В машине было душно, открыли окна. По прибытии в Киев пошли к знакомым радиологам. Померяли — а Лилина одежда с одной стороны звенит. Она лежала на боку на заднем сиденье.
- А что с ребеночком? Ведь говорили, всем беременным в те дни чуть ли не принудительно делали аборты…
- У нас, слава Богу, все обошлось. Внучка родилась. Я ее, правда, впервые увидел почти в пять лет, когда освободился. Не сразу деда признала. Сейчас учится в Академии МВД… А сын у меня энергетик, работает на Киевской ТЭЦ-6, у него тоже семья.
- Извините, а вы могли бы рассказать, как начиналась авария? Предчувствия, зловещие приметы, сны плохие были?
- Жена говорит, что за пару недель до аварии у нее было какое-то тревожное настроение, хотя никаких неприятностей вроде не случилось. Я же до позднего вечера пропадал на работе, приезжал еле живой, чтобы поспать. И некогда было думать о чем-то таком.
Кроме станции, приходилось заботиться и о нормальной жизнедеятельности, развитии 50-тысячного города, оказывать шефскую помощь сельскому хозяйству. Например, в марте райком поставил задачу построить два сенохранилища по 400 тонн. Деньги, конечно, у станции водились. Но строительные мощности были ограничены. А партия требовала… Построили мы, скажем, в Припяти пять плавательных бассейнов для ребятишек, самый большой — 25-метровый. Секретарь обкома говорит: теперь строй 50-метровый, чтобы международные соревнования можно было проводить! Я ему: такие бассейны предусмотрены нормативами только в городах-миллионниках. А он: строй! И строили. И крытый каток строили… Понимаете, для райкома не было разницы, кто ты — атомная станция или овощная фабрика. Умри, а выполни.
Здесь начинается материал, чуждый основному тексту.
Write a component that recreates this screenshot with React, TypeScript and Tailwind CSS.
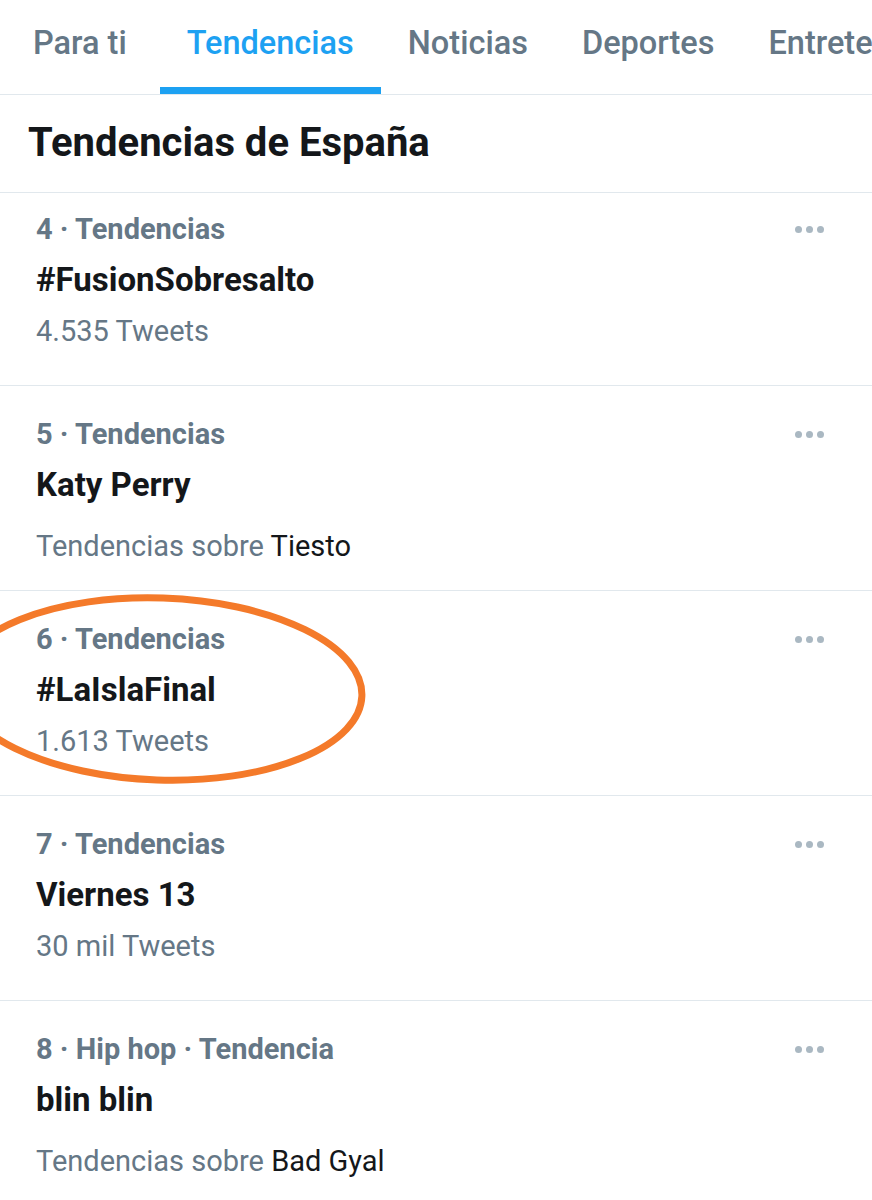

Позже, в 90-е годы, побывал я как-то на западных АЭС и позавидовал их директорам. Они занимаются только эксплуатацией своего объекта. Не то что у нас…
«Никакого эксперимента не было! Обычная проверка систем, предусмотренная проектом реактора»
- Ночью, где-то в полвторого, как только это случилось, мне позвонил начальник химцеха. Причем не с работы, а из дому. Он жил на въезде в наш город, окна выходили прямо на станцию. «Виктор Петрович, — сказал он, — что-то случилось… Похоже, серьезное. Вам не звонили?» Странно, думаю, обычно начальник смены станции докладывает. А если ЧП, предупреждает телефонистку, и она всех обзванивает, кого следует, вызывает на станцию. В данном случае я попытался дозвониться — бесполезно. Никто не отвечал.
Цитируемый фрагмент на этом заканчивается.